Take the example of racism. It can be willful even to name racism: as if the talk about divisions is what is divisive. Given that racism recedes from social consciousness, it appears as if the ones who “bring it up” are bringing it into existence. We learned that the very talk of racism is experienced as an intrusion from the figure of the angry black woman: as if it is her anger about racism that causes feminist estrangement. To recede is to go back or withdraw. To concede is to give way, to yield. People of color are often asked to concede to the recession of racism: we are asked to “give way” by letting it “go back.” Not only that: more than that. We are often asked to embody a commitment to diversity. We are asked to smile in their brochures. The smile of diversity is a way of not allowing racism to surface; it is a form of political recession.

Done with all of Feminist Killjoys? Have something to add? Ahmed is looking for contributions!

YOU might be interested in this blog if YOU:

  • Are told you are angry no matter what you say
  • Witness people’s eyes rolling as soon as you open your mouth as if to say: ‘oh here she goes!’
  • Are angry because that’s a sensible response to what is wrong
  • Are often accused of getting in the way of the happiness of others (or just getting in the way)
  • Have ruined the atmosphere by turning up or speaking up
  • Have a body that reminds people of histories they find disturbing
  • Are willing to make disturbance a political cause
  • Are willing to cause unhappiness to follow your desire
  • Will not laugh at jokes designed to cause offense
  • Will take offense when it is there to be taken
  • Will point out when men cite men about men as a learned social habit that is diminishing (ie. most or usual citational practice)
  • Will notice and name whiteness.
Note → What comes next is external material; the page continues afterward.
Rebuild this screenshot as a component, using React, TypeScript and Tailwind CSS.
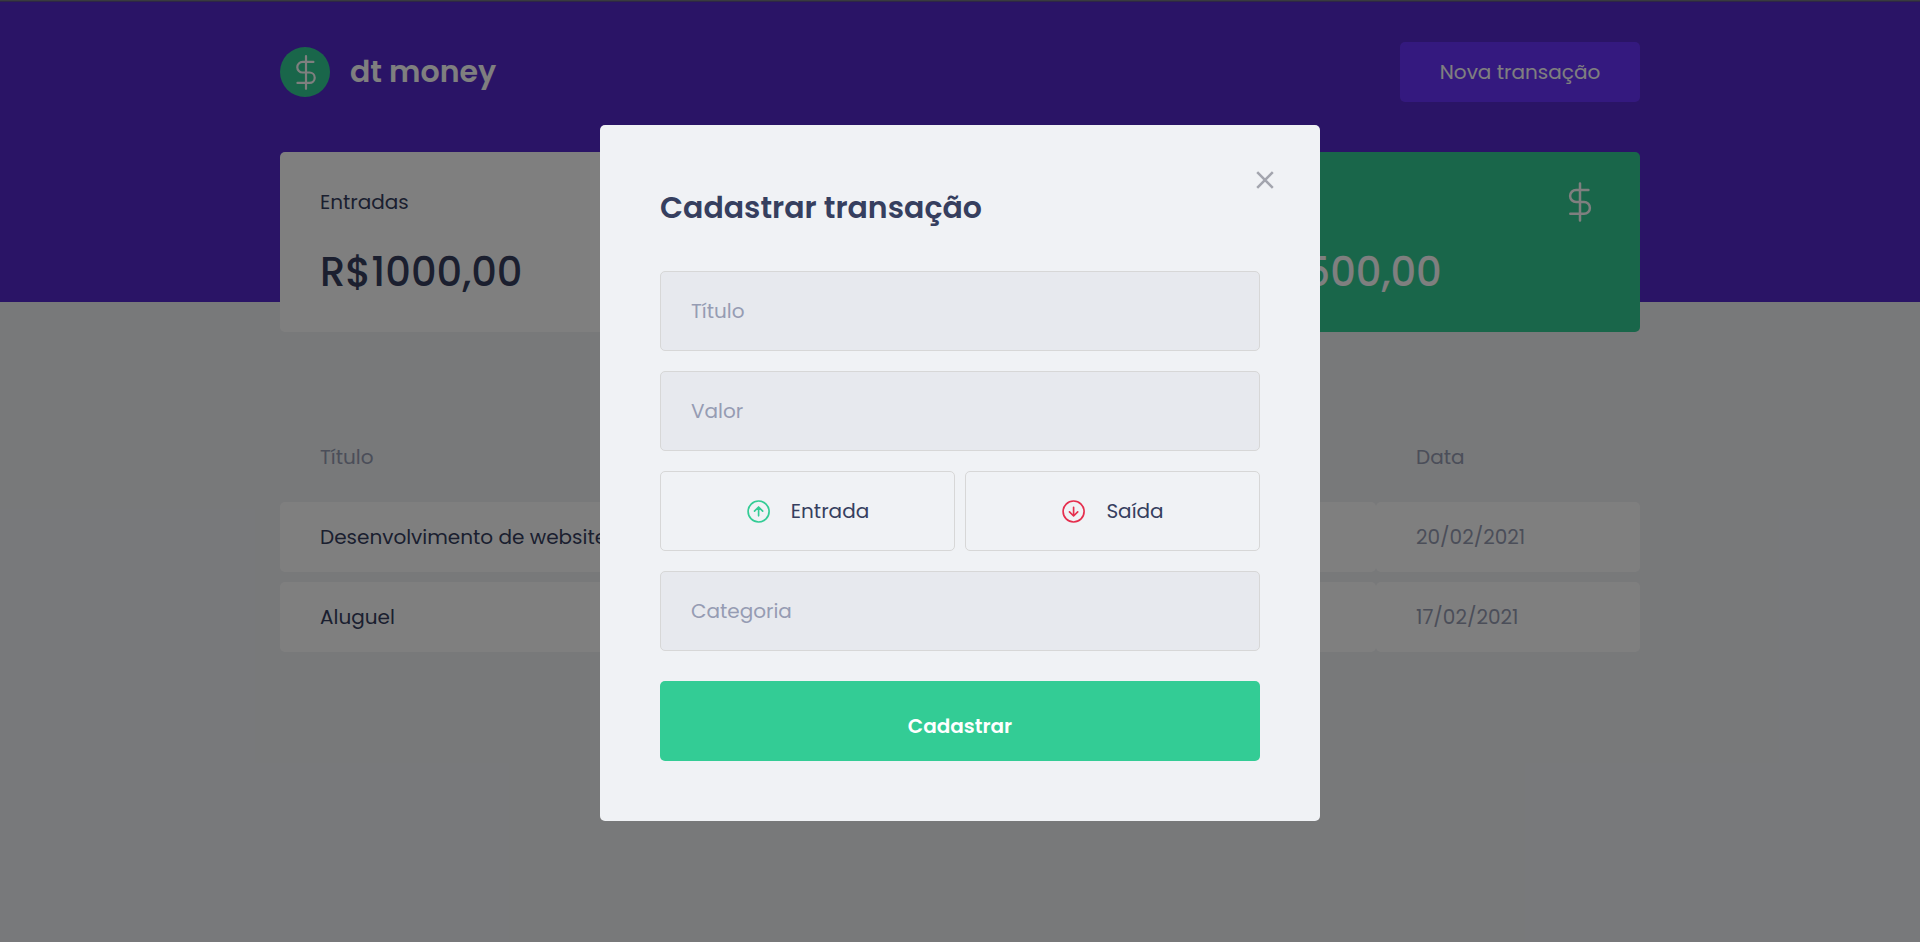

Will keep noticing and naming whiteness.
  • Will use words like ‘sexism’ and ‘racism’ even if that means being heard as the cause of bad feeling (and are willing to cause bad feeling)
  • Will refuse to look away from what compromises happiness
  • Are willing to be silly and display other inappropriate positive affects
  • Are willing to listen and learn from the work of feminists over time and refuse the caricatures of feminism and feminists that enables a disengagement from feminism
  • Are prepared to be other peoples’ worst feminist nightmare
  • Are prepared to be called a killjoy
  • Are willing to kill joy

Now go forth and get to killing joy, y’all.